--- START Available data ---

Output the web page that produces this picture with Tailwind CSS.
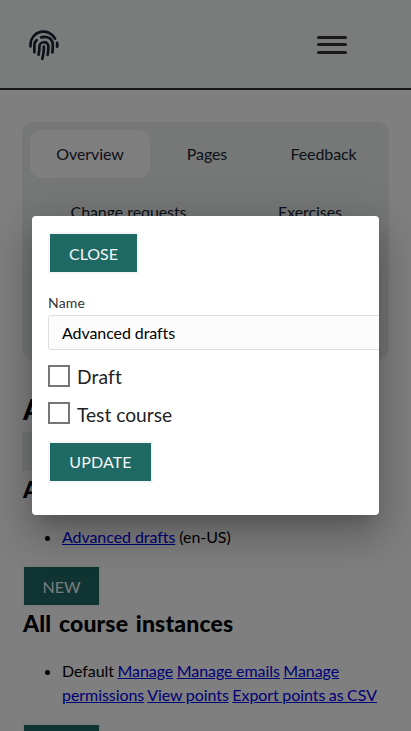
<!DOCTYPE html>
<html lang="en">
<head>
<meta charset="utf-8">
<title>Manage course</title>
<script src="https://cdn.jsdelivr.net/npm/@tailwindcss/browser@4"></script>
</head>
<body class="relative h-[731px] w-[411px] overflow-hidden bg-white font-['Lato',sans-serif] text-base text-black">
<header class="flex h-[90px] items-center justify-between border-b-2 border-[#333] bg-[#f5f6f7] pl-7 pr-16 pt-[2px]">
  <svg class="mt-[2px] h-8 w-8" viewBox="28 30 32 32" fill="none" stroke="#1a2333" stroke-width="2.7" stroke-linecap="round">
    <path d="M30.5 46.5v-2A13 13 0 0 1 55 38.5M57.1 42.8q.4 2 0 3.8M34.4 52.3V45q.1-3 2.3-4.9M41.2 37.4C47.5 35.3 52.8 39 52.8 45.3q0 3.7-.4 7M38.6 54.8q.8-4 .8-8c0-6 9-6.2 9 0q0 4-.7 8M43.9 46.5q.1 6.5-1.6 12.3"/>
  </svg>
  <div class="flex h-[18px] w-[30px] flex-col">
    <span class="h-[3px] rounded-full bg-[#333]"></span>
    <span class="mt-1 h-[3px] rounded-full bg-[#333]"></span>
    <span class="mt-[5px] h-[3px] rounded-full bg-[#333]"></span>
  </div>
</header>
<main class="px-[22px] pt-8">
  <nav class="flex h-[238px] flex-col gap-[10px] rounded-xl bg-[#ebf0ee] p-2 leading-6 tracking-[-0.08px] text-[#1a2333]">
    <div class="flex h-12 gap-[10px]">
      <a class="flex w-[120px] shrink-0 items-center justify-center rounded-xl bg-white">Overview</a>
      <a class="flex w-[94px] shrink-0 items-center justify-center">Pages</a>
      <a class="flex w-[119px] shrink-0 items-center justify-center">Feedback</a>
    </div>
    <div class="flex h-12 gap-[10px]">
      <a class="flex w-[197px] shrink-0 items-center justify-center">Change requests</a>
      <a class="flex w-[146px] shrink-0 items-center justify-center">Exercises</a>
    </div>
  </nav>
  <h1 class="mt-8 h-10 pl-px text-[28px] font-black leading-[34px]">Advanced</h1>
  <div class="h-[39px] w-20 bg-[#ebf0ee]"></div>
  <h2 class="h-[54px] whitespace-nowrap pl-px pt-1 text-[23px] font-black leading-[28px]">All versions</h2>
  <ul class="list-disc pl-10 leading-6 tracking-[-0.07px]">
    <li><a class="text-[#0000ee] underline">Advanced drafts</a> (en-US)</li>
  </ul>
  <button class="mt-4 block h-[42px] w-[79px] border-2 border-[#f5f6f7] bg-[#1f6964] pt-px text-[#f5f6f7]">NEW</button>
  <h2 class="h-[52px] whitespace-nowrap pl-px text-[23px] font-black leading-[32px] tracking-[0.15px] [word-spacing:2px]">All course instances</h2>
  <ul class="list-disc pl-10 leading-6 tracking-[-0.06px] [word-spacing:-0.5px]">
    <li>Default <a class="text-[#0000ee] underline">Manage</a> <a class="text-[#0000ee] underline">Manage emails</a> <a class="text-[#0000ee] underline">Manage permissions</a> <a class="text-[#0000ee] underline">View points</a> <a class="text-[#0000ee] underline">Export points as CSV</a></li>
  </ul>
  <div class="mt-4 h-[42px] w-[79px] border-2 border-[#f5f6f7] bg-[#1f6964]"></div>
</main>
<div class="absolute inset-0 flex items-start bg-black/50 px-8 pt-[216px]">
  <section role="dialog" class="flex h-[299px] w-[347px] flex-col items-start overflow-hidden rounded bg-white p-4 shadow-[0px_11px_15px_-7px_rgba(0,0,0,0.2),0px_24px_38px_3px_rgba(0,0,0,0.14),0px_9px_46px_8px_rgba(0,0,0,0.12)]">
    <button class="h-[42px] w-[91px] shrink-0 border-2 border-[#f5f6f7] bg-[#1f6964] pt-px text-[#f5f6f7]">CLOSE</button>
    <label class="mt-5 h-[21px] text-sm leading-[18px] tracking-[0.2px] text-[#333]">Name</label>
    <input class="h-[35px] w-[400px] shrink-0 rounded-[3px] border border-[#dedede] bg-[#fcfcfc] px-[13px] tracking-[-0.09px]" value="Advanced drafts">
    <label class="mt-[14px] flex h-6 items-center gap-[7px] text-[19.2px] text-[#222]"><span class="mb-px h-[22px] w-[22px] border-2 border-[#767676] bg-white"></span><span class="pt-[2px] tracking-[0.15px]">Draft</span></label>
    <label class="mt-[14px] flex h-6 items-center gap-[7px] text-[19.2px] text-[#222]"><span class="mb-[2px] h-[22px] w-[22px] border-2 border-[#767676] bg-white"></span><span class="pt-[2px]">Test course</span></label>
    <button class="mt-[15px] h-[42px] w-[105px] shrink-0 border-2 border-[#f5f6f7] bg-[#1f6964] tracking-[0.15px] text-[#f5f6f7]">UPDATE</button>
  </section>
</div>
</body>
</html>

--- END Available data ---

All of the data above should be transcribed verbatim, with pictures omitted.

Output the web page that produces this picture with Tailwind CSS.
<!DOCTYPE html>
<html lang="en">
<head>
<meta charset="utf-8">
<title>Manage course</title>
<script src="https://cdn.jsdelivr.net/npm/@tailwindcss/browser@4"></script>
</head>
<body class="relative h-[731px] w-[411px] overflow-hidden bg-white font-['Lato',sans-serif] text-base text-black">
<header class="flex h-[90px] items-center justify-between border-b-2 border-[#333] bg-[#f5f6f7] pl-7 pr-16 pt-[2px]">
  <svg class="mt-[2px] h-8 w-8" viewBox="28 30 32 32" fill="none" stroke="#1a2333" stroke-width="2.7" stroke-linecap="round">
    <path d="M30.5 46.5v-2A13 13 0 0 1 55 38.5M57.1 42.8q.4 2 0 3.8M34.4 52.3V45q.1-3 2.3-4.9M41.2 37.4C47.5 35.3 52.8 39 52.8 45.3q0 3.7-.4 7M38.6 54.8q.8-4 .8-8c0-6 9-6.2 9 0q0 4-.7 8M43.9 46.5q.1 6.5-1.6 12.3"/>
  </svg>
  <div class="flex h-[18px] w-[30px] flex-col">
    <span class="h-[3px] rounded-full bg-[#333]"></span>
    <span class="mt-1 h-[3px] rounded-full bg-[#333]"></span>
    <span class="mt-[5px] h-[3px] rounded-full bg-[#333]"></span>
  </div>
</header>
<main class="px-[22px] pt-8">
  <nav class="flex h-[238px] flex-col gap-[10px] rounded-xl bg-[#ebf0ee] p-2 leading-6 tracking-[-0.08px] text-[#1a2333]">
    <div class="flex h-12 gap-[10px]">
      <a class="flex w-[120px] shrink-0 items-center justify-center rounded-xl bg-white">Overview</a>
      <a class="flex w-[94px] shrink-0 items-center justify-center">Pages</a>
      <a class="flex w-[119px] shrink-0 items-center justify-center">Feedback</a>
    </div>
    <div class="flex h-12 gap-[10px]">
      <a class="flex w-[197px] shrink-0 items-center justify-center">Change requests</a>
      <a class="flex w-[146px] shrink-0 items-center justify-center">Exercises</a>
    </div>
  </nav>
  <h1 class="mt-8 h-10 pl-px text-[28px] font-black leading-[34px]">Advanced</h1>
  <div class="h-[39px] w-20 bg-[#ebf0ee]"></div>
  <h2 class="h-[54px] whitespace-nowrap pl-px pt-1 text-[23px] font-black leading-[28px]">All versions</h2>
  <ul class="list-disc pl-10 leading-6 tracking-[-0.07px]">
    <li><a class="text-[#0000ee] underline">Advanced drafts</a> (en-US)</li>
  </ul>
  <button class="mt-4 block h-[42px] w-[79px] border-2 border-[#f5f6f7] bg-[#1f6964] pt-px text-[#f5f6f7]">NEW</button>
  <h2 class="h-[52px] whitespace-nowrap pl-px text-[23px] font-black leading-[32px] tracking-[0.15px] [word-spacing:2px]">All course instances</h2>
  <ul class="list-disc pl-10 leading-6 tracking-[-0.06px] [word-spacing:-0.5px]">
    <li>Default <a class="text-[#0000ee] underline">Manage</a> <a class="text-[#0000ee] underline">Manage emails</a> <a class="text-[#0000ee] underline">Manage permissions</a> <a class="text-[#0000ee] underline">View points</a> <a class="text-[#0000ee] underline">Export points as CSV</a></li>
  </ul>
  <div class="mt-4 h-[42px] w-[79px] border-2 border-[#f5f6f7] bg-[#1f6964]"></div>
</main>
<div class="absolute inset-0 flex items-start bg-black/50 px-8 pt-[216px]">
  <section role="dialog" class="flex h-[299px] w-[347px] flex-col items-start overflow-hidden rounded bg-white p-4 shadow-[0px_11px_15px_-7px_rgba(0,0,0,0.2),0px_24px_38px_3px_rgba(0,0,0,0.14),0px_9px_46px_8px_rgba(0,0,0,0.12)]">
    <button class="h-[42px] w-[91px] shrink-0 border-2 border-[#f5f6f7] bg-[#1f6964] pt-px text-[#f5f6f7]">CLOSE</button>
    <label class="mt-5 h-[21px] text-sm leading-[18px] tracking-[0.2px] text-[#333]">Name</label>
    <input class="h-[35px] w-[400px] shrink-0 rounded-[3px] border border-[#dedede] bg-[#fcfcfc] px-[13px] tracking-[-0.09px]" value="Advanced drafts">
    <label class="mt-[14px] flex h-6 items-center gap-[7px] text-[19.2px] text-[#222]"><span class="mb-px h-[22px] w-[22px] border-2 border-[#767676] bg-white"></span><span class="pt-[2px] tracking-[0.15px]">Draft</span></label>
    <label class="mt-[14px] flex h-6 items-center gap-[7px] text-[19.2px] text-[#222]"><span class="mb-[2px] h-[22px] w-[22px] border-2 border-[#767676] bg-white"></span><span class="pt-[2px]">Test course</span></label>
    <button class="mt-[15px] h-[42px] w-[105px] shrink-0 border-2 border-[#f5f6f7] bg-[#1f6964] tracking-[0.15px] text-[#f5f6f7]">UPDATE</button>
  </section>
</div>
</body>
</html>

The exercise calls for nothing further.